The Lancet Oncology
Volume 18, No. 5, p663–671, May 2017
Toshiaki Takahashi, MD, Prof Takeharu Yamanaka, PhD, Takashi Seto, MD, Hideyuki Harada, MD, Hiroshi Nokihara, MD, Hideo Saka, MD, Makoto Nishio, MD, Hiroyasu Kaneda, MD, Koichi Takayama, MD, Osamu Ishimoto, MD, Koji Takeda, MD, Hiroshige Yoshioka, MD, Motoko Tachihara, MD, Hiroshi Sakai, MD, Koichi Goto, MD, Prof Nobuyuki Yamamoto, MD
Results from a previous phase 3 study suggested that prophylactic cranial irradiation reduces the incidence of symptomatic brain metastases and prolongs overall survival compared with no prophylactic cranial irradiation in patients with extensive-disease small-cell lung cancer. However, because of the absence of brain imaging before enrolment and variations in chemotherapeutic regimens and irradiation doses, concerns have been raised about these findings. We did a phase 3 trial to reassess the efficacy of prophylactic cranial irradiation in the treatment of extensive-disease small-cell lung cancer.

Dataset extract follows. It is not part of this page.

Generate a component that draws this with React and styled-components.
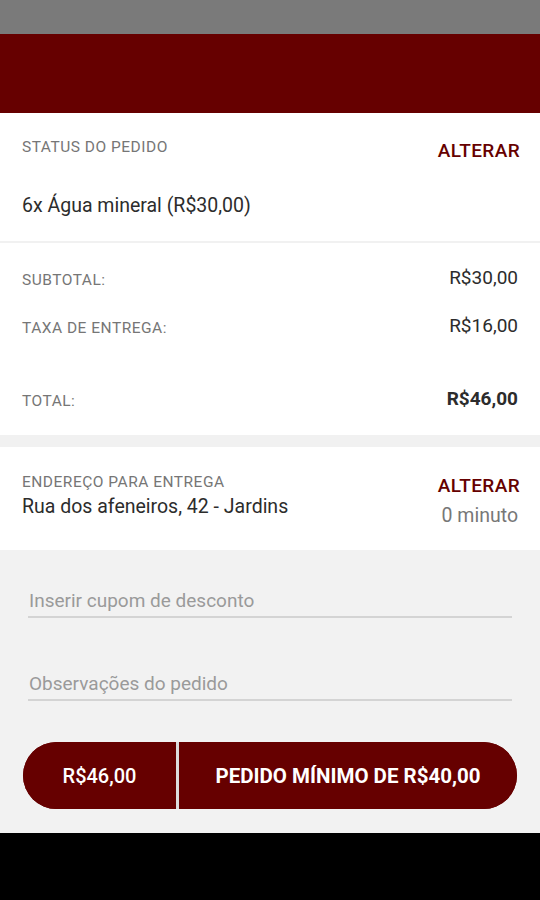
import React from "react";
import styled, { createGlobalStyle } from "styled-components";

const GlobalStyle = createGlobalStyle`
  html, body {
    margin: 0;
    padding: 0;
    background: #000;
  }
  body {
    font-family: Roboto, "Noto Sans", Arial, sans-serif;
  }
  * { box-sizing: border-box; }
`;

const RED = "#660000";

const Screen = styled.div`
  width: 540px;
  height: 900px;
  display: flex;
  flex-direction: column;
  background: #000;
  overflow: hidden;
`;

const StatusBar = styled.div`
  height: 34px;
  background: #7a7a7a;
`;

const Header = styled.div`
  height: 79px;
  background: ${RED};
`;

const Section = styled.div`
  background: #fff;
  height: ${(p) => p.$h}px;
  padding: ${(p) => p.$pad || "0 22px"};
  border-bottom: ${(p) => p.$gap || 0}px solid #f1f1f1;
  box-sizing: content-box;
`;

const Row = styled.div`
  display: flex;
  justify-content: space-between;
  align-items: ${(p) => p.$align || "center"};
  height: ${(p) => (p.$h ? `${p.$h}px` : "auto")};
  margin-top: ${(p) => p.$mt || 0}px;
`;

const Label = styled.div`
  font-size: 15.5px;
  line-height: 20px;
  color: #767676;
  letter-spacing: 0.5px;
  text-transform: uppercase;
`;

const Action = styled.button`
  background: none;
  border: none;
  padding: 0;
  font-family: inherit;
  font-size: 19px;
  line-height: 20px;
  font-weight: 500;
  color: ${RED};
  letter-spacing: 0.4px;
  margin-top: ${(p) => p.$mt || 0}px;
  margin-right: -2px;
`;

const Item = styled.div`
  font-size: 19.5px;
  line-height: 24px;
  color: #2c2c2c;
  margin-top: ${(p) => p.$mt || 0}px;
`;

const Value = styled.div`
  font-size: 19px;
  line-height: 24px;
  margin-top: -4px;
  color: #2c2c2c;
  font-weight: ${(p) => (p.$bold ? 700 : 400)};
`;

const Column = styled.div`
  display: flex;
  flex-direction: column;
  align-items: ${(p) => (p.$right ? "flex-end" : "flex-start")};
`;

const Muted = styled.div`
  font-size: 19.5px;
  line-height: 24px;
  color: #777;
  margin-top: 8px;
`;

const Bottom = styled.div`
  background: #f2f2f2;
  height: 283px;
  padding: 38px 28px 0;
  display: flex;
  flex-direction: column;
`;

const Field = styled.input`
  width: 484px;
  border: none;
  border-bottom: 2px solid #d4d4d4;
  background: transparent;
  font-family: inherit;
  font-size: 19px;
  line-height: 24px;
  height: 30px;
  color: #333;
  padding: 0 0 4px 1px;
  margin-bottom: ${(p) => p.$mb}px;
  outline: none;
  &::placeholder { color: #9a9a9a; }
`;

const Pill = styled.div`
  margin: 0 -5px;
  height: 67px;
  display: flex;
  border-radius: 34px;
  overflow: hidden;
  background: ${RED};
`;

const PillPart = styled.button`
  border: none;
  background: ${RED};
  color: #fff;
  font-family: inherit;
  font-size: ${(p) => (p.$bold ? 20.5 : 20)}px;
  font-weight: ${(p) => (p.$bold ? 700 : 500)};
  width: ${(p) => p.$w}px;
  flex: ${(p) => (p.$w ? "none" : 1)};
  padding: 0;
  padding-left: ${(p) => p.$pl || 0}px;
  border-left: ${(p) => (p.$sep ? "3px solid #dcdcdc" : "none")};
`;

const NavBar = styled.div`
  flex: 1;
  background: #000;
`;

export default function App() {
  return (
    <Screen>
      <GlobalStyle />
      <StatusBar />
      <Header />

      <Section $h={128} $gap={2}>
        <Row $align="flex-start" $mt={24}>
          <Label>Status do pedido</Label>
          <Action $mt={4}>ALTERAR</Action>
        </Row>
        <Item $mt={33}>6x Água mineral (R$30,00)</Item>
      </Section>

      <Section $h={192} $gap={12}>
        <Row $h={26} $mt={24}>
          <Label>Subtotal:</Label>
          <Value>R$30,00</Value>
        </Row>
        <Row $h={26} $mt={22}>
          <Label>Taxa de entrega:</Label>
          <Value>R$16,00</Value>
        </Row>
        <Row $h={26} $mt={47}>
          <Label>Total:</Label>
          <Value $bold>R$46,00</Value>
        </Row>
      </Section>

      <Section $h={103}>
        <Row $align="flex-start" $mt={25}>
          <Column>
            <Label>Endereço para entrega</Label>
            <Item $mt={3}>Rua dos afeneiros, 42 - Jardins</Item>
          </Column>
          <Column $right>
            <Action $mt={4}>ALTERAR</Action>
            <Muted>0 minuto</Muted>
          </Column>
        </Row>
      </Section>

      <Bottom>
        <Field placeholder="Inserir cupom de desconto" $mb={53} />
        <Field placeholder="Observações do pedido" $mb={41} />
        <Pill>
          <PillPart $w={153}>R$46,00</PillPart>
          <PillPart $sep $bold $pl={0}>PEDIDO MÍNIMO DE R$40,00</PillPart>
        </Pill>
      </Bottom>
      <NavBar />
    </Screen>
  );
}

We did this randomised, open-label, phase 3 study at 47 institutions in Japan. Patients with extensive-disease small-cell lung cancer who had any response to platinum-based doublet chemotherapy and no brain metastases on MRI were randomly assigned (1:1) to receive prophylactic cranial irradiation (25 Gy in ten daily fractions of 2·5 Gy) or observation. All patients were required to have brain MRI at 3-month intervals up to 12 months and at 18 and 24 months after enrolment. Randomisation was done by computer-generated allocation sequence, with age as a stratification factor and minimisation by institution, Eastern Cooperative Oncology Group performance status, and response to initial chemotherapy. The primary endpoint was overall survival, analysed in the intention-to-treat population. This trial is registered with the UMIN Clinical Trials Registry, number UMIN000001755, and is closed to new participants.